L’épisode de la sextape

Benzema, le banni? On connaît l’histoire qui remonte, justement, à ce fatidique mois d’octobre 2015. A Clairefontaine, le centre d’entraînement de l’équipe de France près de Paris, le joueur propose à son coéquipier Mathieu Valbuena d’intercéder dans une affaire de chantage à la sextape dont un protagoniste, Karim Zenati, est un de ses proches. Nul. Déplorable. Venimeux pour l’ambiance du onze tricolore, au sein duquel l’attaquant madrilène a été sélectionné 81 fois. La décision de la Cour de cassation de juillet 2017, annulant la mise en examen de Karim Benzema en novembre pour «complicité de tentative de chantage», n’y fera rien. La procédure judiciaire en cours, il est vrai, n’a pas été effacée. Mais Benzema ne sera jamais rappelé sous le maillot tricolore. Même si l’actuel sélectionneur, Didier Deschamps, qui a dévoilé sa liste des vingt-trois le 17 mai pour le prochain Mondial en Russie, avait un temps laissé planer le doute.

La confiance comme moteur

Les partisans de la réintégration de Benzema ont pourtant eu, hier, un bel exemple de ce qui aurait pu marcher en France: la confiance. Celle dont le joueur, arrivé au Real Madrid en 2009 au même moment que Cristiano Ronaldo, a toujours bénéficié de la part de son entraîneur actuel, Zinédine Zidane. Exemple en début d’année encore. L’avant-centre ne marque pas. Il patine. Les fans du Real Madrid l’assaillent de critiques. Mais Zidane, lui, tient bon: «Cela fait neuf ans qu’il joue ici et il a déjà fait ses preuves, il n’y a qu’à regarder ses statistiques. Je défends toujours mes joueurs et c’est un excellent joueur.

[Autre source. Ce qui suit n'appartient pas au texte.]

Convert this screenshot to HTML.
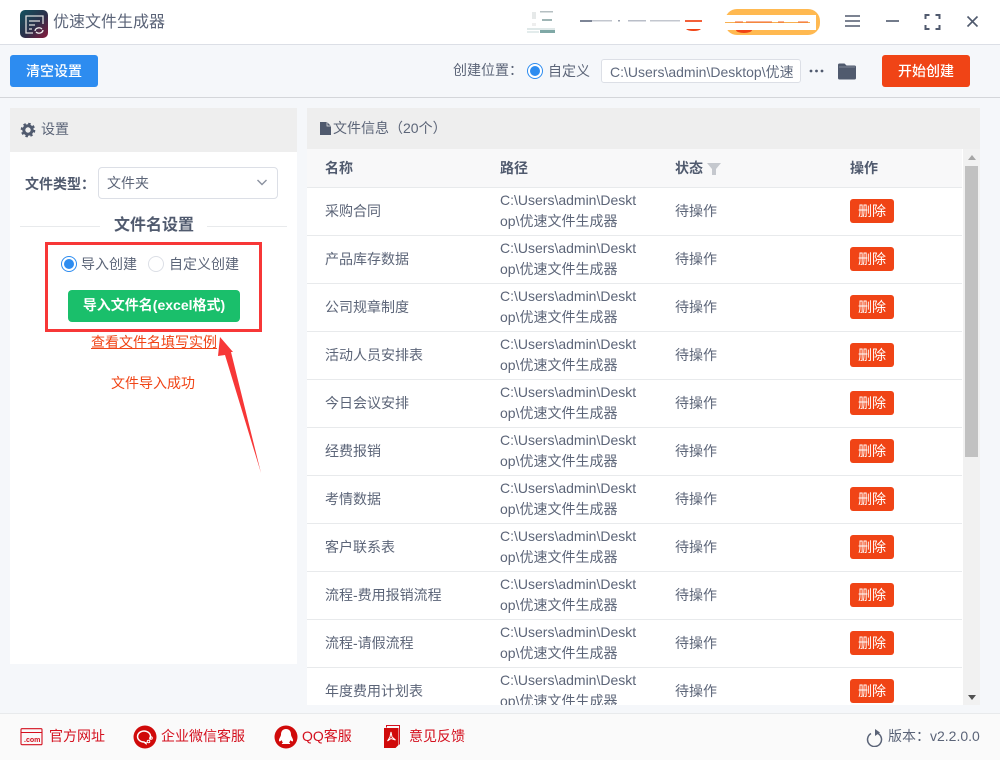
<!DOCTYPE html>
<html lang="zh"><head><meta charset="utf-8"><title>优速文件生成器</title>
<style>
*{box-sizing:border-box}
html,body{margin:0;padding:0}
body{width:1000px;height:760px;position:relative;overflow:hidden;background:#f5f7fa;font-family:"Liberation Sans","Noto Sans CJK SC",sans-serif;font-size:14px;color:#5c6578}
.a{position:absolute;white-space:nowrap}
.hl{color:#505a6e;font-weight:700}
.radio{position:absolute;width:16px;height:16px;border-radius:50%;border:1px solid #dcdfe6;background:#fff}
.radio.on{border:1px solid #2d8cf0}
.radio.on:after{content:"";position:absolute;left:2px;top:2px;width:10px;height:10px;border-radius:50%;background:#2d8cf0}
.row{position:absolute;left:307px;width:655px;height:48px;background:#fff;border-bottom:1px solid #e8eaec}
.row .n,.row .s{position:absolute;top:14px;line-height:18px;white-space:nowrap}
.row .n{left:18px}.row .s{left:368px}
.row .p{position:absolute;left:193px;top:2px;width:150px;line-height:21px;white-space:pre}
.row .d{position:absolute;left:543px;top:11px;width:44px;height:24px;background:#f04416;border-radius:3px;color:#fff;font-size:14px;line-height:24px;text-align:center}
.ft{position:absolute;top:727px;line-height:18px;color:#d4101e;white-space:nowrap}
</style></head><body>
<div class="a" style="left:0;top:0;width:1000px;height:45px;background:#fff;border-bottom:1px solid #dcdfe6"></div>
<svg class="a" style="left:20px;top:10px" width="28" height="28" viewBox="0 0 28 28"><defs><linearGradient id="g" x1="0" y1="0" x2="1" y2="1"><stop offset="0" stop-color="#12525f"/><stop offset=".55" stop-color="#2c2f4a"/><stop offset="1" stop-color="#8a1a3c"/></linearGradient></defs><rect width="28" height="28" rx="5" fill="url(#g)"/><path d="M23 14V6H6v17h7" fill="none" stroke="#ddd" stroke-width="1.300"/><path d="M9 11h11M9 15h6M9 19h3" stroke="#ddd" stroke-width="1.300"/><path d="M15 21a4 3.500 0 0 1 7-2M23 20a4 3.500 0 0 1-7 2" fill="none" stroke="#eee" stroke-width="1.300"/></svg>
<div class="a" style="left:53px;top:11px;font-size:16px;line-height:24px;color:#5b6478">优速文件生成器</div>
<!-- blurred header items -->
<svg class="a" style="left:520px;top:2px" width="310" height="40" viewBox="0 0 310 40">
<rect x="12" y="10" width="4" height="7" fill="#e6e9e9"/><rect x="12" y="21" width="4" height="3" fill="#eee"/><rect x="20" y="9" width="13" height="1.500" fill="#b5bfc2"/><rect x="22" y="17" width="10" height="2" fill="#9fb5b5"/><rect x="7" y="26" width="28" height="2" fill="#dfe8e8"/><rect x="7" y="29" width="12" height="2" fill="#e3ecec"/><rect x="20" y="28" width="15" height="3" fill="#7fa8a6"/>
<rect x="60" y="18" width="12" height="2" fill="#7d8596"/><rect x="72" y="18" width="20" height="1.500" fill="#c3c7cf"/><rect x="98" y="18" width="2" height="1.500" fill="#9aa1ae"/><rect x="108" y="18" width="18" height="1.500" fill="#b9bec8"/><rect x="130" y="18" width="30" height="1.500" fill="#c3c7cf"/>
<rect x="165" y="18" width="17" height="2" fill="#f04416" opacity=".85"/><path d="M166 27h15a8 3 0 0 1-15 0z" fill="#f04416"/>
<rect x="205" y="7" width="95" height="26" rx="12" fill="#ffb951"/>
<rect x="205" y="13" width="91" height="15" fill="#fff"/>
<rect x="205" y="20" width="85" height="1" fill="#f8b050"/>
<path d="M215 20h8M226 20h26M258 20h6M278 20h10" stroke="#f0602a" stroke-width="1"/>
<path d="M216 28h16a8 3 0 0 1-16 0z" fill="#f04416"/>
</svg>
<!-- window controls -->
<svg class="a" style="left:840px;top:10px" width="150" height="24" viewBox="0 0 150 24" fill="none" stroke="#505a6e" stroke-width="1.600"><path d="M5 6h15M5 11h15M5 16h15"/><path d="M46 11h13"/><path d="M85.500 9V5h4M95.500 5h4v4M99.500 15v4h-4M89.500 19h-4v-4" stroke-width="2"/><path d="M127.500 6.500l10 10M137.500 6.500l-10 10"/></svg>
<!-- toolbar -->
<div class="a" style="left:0;top:97px;width:1000px;height:1px;background:#d4d6da"></div>
<div class="a" style="left:10px;top:55px;width:88px;height:32px;background:#2d8cf0;border-radius:3px;color:#fff;text-align:center;line-height:33px;font-weight:500">清空设置</div>
<div class="a" style="left:453px;top:61px;line-height:18px">创建位置：</div>
<div class="radio on" style="left:527px;top:63px"></div>
<div class="a" style="left:548px;top:62px;line-height:18px">自定义</div>
<div class="a" style="left:601px;top:59px;width:200px;height:24px;background:#fff;border:1px solid #dcdfe6;border-radius:3px;padding-left:8px;line-height:24px;overflow:hidden;color:#606a7e">C:\Users\admin\Desktop\优速</div>
<svg class="a" style="left:808px;top:66px" width="18" height="10"><circle cx="3" cy="5" r="1.400" fill="#505a6e"/><circle cx="8.500" cy="5" r="1.400" fill="#505a6e"/><circle cx="14" cy="5" r="1.400" fill="#505a6e"/></svg>
<svg class="a" style="left:837px;top:62px" width="20" height="18" viewBox="0 0 20 18"><path d="M1 3q0-1.500 1.500-1.500h5l2 2h8q1.500 0 1.500 1.500v11q0 1.500-1.500 1.500h-15q-1.500 0-1.500-1.500z" fill="#505a6e"/><path d="M2 5h16" stroke="#8a92a2" stroke-width=".8"/></svg>
<div class="a" style="left:882px;top:55px;width:88px;height:32px;background:#f04416;border-radius:3px;color:#fff;text-align:center;line-height:33px;font-weight:500">开始创建</div>
<!-- left panel -->
<div class="a" style="left:10px;top:108px;width:287px;height:556px;background:#fff"></div>
<div class="a" style="left:10px;top:108px;width:287px;height:44px;background:#eee"></div>
<svg class="a" style="left:20px;top:122px" width="16" height="16" viewBox="0 0 16 16" fill="none" stroke="#505a6e"><circle cx="8" cy="8" r="4.200" stroke-width="3"/><circle cx="8" cy="8" r="6.300" stroke-width="2" stroke-dasharray="2.500 2.450"/></svg>
<div class="a" style="left:41px;top:120px;line-height:18px">设置</div>
<div class="a hl" style="left:25px;top:175px;line-height:18px">文件类型：</div>
<div class="a" style="left:98px;top:167px;width:180px;height:32px;background:#fff;border:1px solid #dcdfe6;border-radius:4px;padding-left:8px;line-height:31px">文件夹</div>
<svg class="a" style="left:256px;top:178px" width="12" height="10"><path d="M1.500 2l4.500 4.500L10.500 2" fill="none" stroke="#8a919f" stroke-width="1.400"/></svg>
<div class="a" style="left:20px;top:226px;width:80px;height:1px;background:#e8eaec"></div>
<div class="a" style="left:207px;top:226px;width:80px;height:1px;background:#e8eaec"></div>
<div class="a hl" style="left:114px;top:214px;font-size:16px;line-height:24px;font-weight:700">文件名设置</div>
<div class="a" style="left:45px;top:242px;width:217px;height:90px;border:3px solid #f73737"></div>
<div class="radio on" style="left:61px;top:256px"></div>
<div class="a" style="left:81px;top:255px;line-height:18px">导入创建</div>
<div class="radio" style="left:148px;top:256px"></div>
<div class="a" style="left:169px;top:255px;line-height:18px">自定义创建</div>
<div class="a" style="left:68px;top:290px;width:172px;height:32px;background:#1abf6b;border-radius:4px;color:#fff;text-align:center;line-height:31px;font-weight:700">导入文件名(excel格式)</div>
<div class="a" style="left:91px;top:333px;line-height:18px;color:#f04416;text-decoration:underline">查看文件名填写实例</div>
<div class="a" style="left:111px;top:374px;line-height:18px;color:#f04416">文件导入成功</div>
<svg class="a" style="left:210px;top:330px" width="60" height="150" viewBox="0 0 60 150"><path d="M10 7L23 22 21 22 51 143 15 25 8 26z" fill="#f73737"/></svg>
<!-- right panel -->
<div class="a" style="left:307px;top:108px;width:673px;height:41px;background:#eee"></div>
<div class="a" style="left:307px;top:149px;width:655px;height:39px;background:#f8f8f9;border-bottom:1px solid #e8eaec"></div>
<div class="a" style="left:962px;top:149px;width:1px;height:556px;background:#fff"></div>
<div class="a" style="left:963px;top:149px;width:17px;height:556px;background:#f1f1f1"></div>
<div class="a" style="left:965px;top:166px;width:13px;height:291px;background:#c1c1c1"></div>
<svg class="a" style="left:967px;top:155px" width="10" height="6"><path d="M1 5h8L5 0z" fill="#a6a6a6"/></svg>
<svg class="a" style="left:967px;top:694px" width="10" height="6"><path d="M1 1h8L5 6z" fill="#505050"/></svg>
<svg class="a" style="left:320px;top:122px" width="11" height="13" viewBox="0 0 11 13"><path d="M0 0h7l4 4v9H0z" fill="#505a6e"/><path d="M7 0v4h4" fill="none" stroke="#eee" stroke-width=".7"/></svg>
<div class="a" style="left:333px;top:119px;line-height:18px">文件信息（20个）</div>
<div class="a hl" style="left:325px;top:159px;line-height:18px">名称</div>
<div class="a hl" style="left:500px;top:159px;line-height:18px">路径</div>
<div class="a hl" style="left:675px;top:159px;line-height:18px">状态</div>
<svg class="a" style="left:707px;top:163px" width="14" height="12"><path d="M0 0h14L9 6v6H5V6z" fill="#c5c8ce"/></svg>
<div class="a hl" style="left:850px;top:159px;line-height:18px">操作</div>

<div class="row" style="top:188px"><span class="n">采购合同</span><span class="p">C:\Users\admin\Deskt
op\优速文件生成器</span><span class="s">待操作</span><span class="d">删除</span></div>
<div class="row" style="top:236px"><span class="n">产品库存数据</span><span class="p">C:\Users\admin\Deskt
op\优速文件生成器</span><span class="s">待操作</span><span class="d">删除</span></div>
<div class="row" style="top:284px"><span class="n">公司规章制度</span><span class="p">C:\Users\admin\Deskt
op\优速文件生成器</span><span class="s">待操作</span><span class="d">删除</span></div>
<div class="row" style="top:332px"><span class="n">活动人员安排表</span><span class="p">C:\Users\admin\Deskt
op\优速文件生成器</span><span class="s">待操作</span><span class="d">删除</span></div>
<div class="row" style="top:380px"><span class="n">今日会议安排</span><span class="p">C:\Users\admin\Deskt
op\优速文件生成器</span><span class="s">待操作</span><span class="d">删除</span></div>
<div class="row" style="top:428px"><span class="n">经费报销</span><span class="p">C:\Users\admin\Deskt
op\优速文件生成器</span><span class="s">待操作</span><span class="d">删除</span></div>
<div class="row" style="top:476px"><span class="n">考情数据</span><span class="p">C:\Users\admin\Deskt
op\优速文件生成器</span><span class="s">待操作</span><span class="d">删除</span></div>
<div class="row" style="top:524px"><span class="n">客户联系表</span><span class="p">C:\Users\admin\Deskt
op\优速文件生成器</span><span class="s">待操作</span><span class="d">删除</span></div>
<div class="row" style="top:572px"><span class="n">流程-费用报销流程</span><span class="p">C:\Users\admin\Deskt
op\优速文件生成器</span><span class="s">待操作</span><span class="d">删除</span></div>
<div class="row" style="top:620px"><span class="n">流程-请假流程</span><span class="p">C:\Users\admin\Deskt
op\优速文件生成器</span><span class="s">待操作</span><span class="d">删除</span></div>
<div class="row" style="top:668px;height:37px;border-bottom:0;overflow:hidden"><span class="n">年度费用计划表</span><span class="p">C:\Users\admin\Deskt
op\优速文件生成器</span><span class="s">待操作</span><span class="d">删除</span></div>
<!-- footer -->
<div class="a" style="left:0;top:713px;width:1000px;height:47px;background:#fafafa;border-top:1px solid #e8eaec"></div>
<svg class="a" style="left:20px;top:728px" width="23" height="18" viewBox="0 0 23 18"><rect x="1" y=".7" width="21" height="16" rx="1" fill="none" stroke="#d4101e" stroke-width="1.100"/><path d="M1 4.500h21" stroke="#d4101e" stroke-width="1.100"/><text x="4" y="14" font-size="7" font-weight="700" fill="#d4101e" font-family="Liberation Sans">.com</text></svg>
<div class="ft" style="left:49px;top:727px">官方网址</div>
<svg class="a" style="left:133px;top:725px" width="24" height="24" viewBox="0 0 24 24"><circle cx="12" cy="12" r="11.500" fill="#d00a0a"/><path d="M16.500 14.500A6.500 5.500 0 1 0 11 17l2 1.500V17" fill="none" stroke="#fff" stroke-width="1.500"/><circle cx="18" cy="13" r="1.300" fill="none" stroke="#fff"/><circle cx="15.500" cy="16.500" r="1.300" fill="none" stroke="#fff"/></svg>
<div class="ft" style="left:161px;top:727px">企业微信客服</div>
<svg class="a" style="left:274px;top:725px" width="24" height="24" viewBox="0 0 24 24"><circle cx="12" cy="12" r="11.500" fill="#d00a0a"/><path d="M12 4c-3.500 0-5 2.500-5 5.500 0 2-2.500 4.500-2 6.500.5 1 2 0 2.500-1 .5 1.500 1 2 1.500 2.500-1 .5-1.500 1-1 1.500h8c.5-.5 0-1-1-1.500.5-.5 1-1 1.500-2.500.5 1 2 2 2.500 1 .5-2-2-4.500-2-6.500C17 6.500 15.500 4 12 4z" fill="#fff"/></svg>
<div class="ft" style="left:302px;top:727px">QQ客服</div>
<svg class="a" style="left:384px;top:725px" width="17" height="24" viewBox="0 0 17 24"><path d="M2.500 2.500V.5h13v19" fill="none" stroke="#d4101e"/><path d="M0 3h14.500v17l-3 3H0z" fill="#d00a0a"/><path d="M7 7l1 5 3.500 3-4.500-1.500L3.500 16 6 12z" fill="none" stroke="#fff" stroke-width="1"/></svg>
<div class="ft" style="left:409px;top:727px">意见反馈</div>
<svg class="a" style="left:866px;top:729px" width="17" height="18" viewBox="0 0 17 18"><path d="M5 4.500a7 7 0 1 0 6.500-.3" fill="none" stroke="#5b6478" stroke-width="1.500"/><path d="M9 0l5 3.500L9 7z" fill="#5b6478"/></svg>
<div class="a" style="left:888px;top:727px;line-height:18px;color:#5b6478;font-size:14px">版本：v2.2.0.0</div>
</body></html>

Je l’aime beaucoup et ses statistiques parlent pour lui.» Fin de partie. La suite lui donnera raison. Un doublé en demi-finale de la Ligue des champions contre le Bayern Munich. Puis ce but inespéré, sur une bourde du gardien de Liverpool, au début de la seconde-mi temps en finale. Et l’affiche d’un beau duo français vainqueur: Zidane-Benzema.

Les Français, on le sait, n’aiment pas les retours sulfureux. Les entrepreneurs ayant fait faillite demeurent mal perçus dans l’Hexagone. Les stigmates des erreurs passées demeurent souvent indélébiles. La culture française n’est pas celle de la deuxième chance. Et les reproches judiciaires faits à Karim Benzema, dans ce chantage détestable à 150 000 euros contre Valbuena, sont évidemment sérieux. Mais dans une France toujours fracturée, minée par l’islam radical et la colère de jeunes musulmans issus de l’immigration en manque de champions auxquels s’identifier, la question footballistique se pose, qu’on le veuille ou non, sous un autre jour.

Tout le monde a compris que les performances sportives du joueur du Real Madrid ne sont pas en cause. La justification de son exclusion du onze tricolore tient à son manque présumé d’«esprit d’équipe», au risque d’un manque patenté de discipline. Vraiment? Didier Deschamps a, pour sûr, été ulcéré par la sortie de l’attaquant, qui, en 1996, l’a accusé d’avoir «cédé à une partie raciste de la France». Colère. Choc des ego. Mais le sélectionneur français aurait peut-être dû, alors, envers et contre tout, s’inspirer de la méthode Zidane. A savoir la confiance. Et si le message de la finale de Kiev, samedi soir, était aussi celui-là?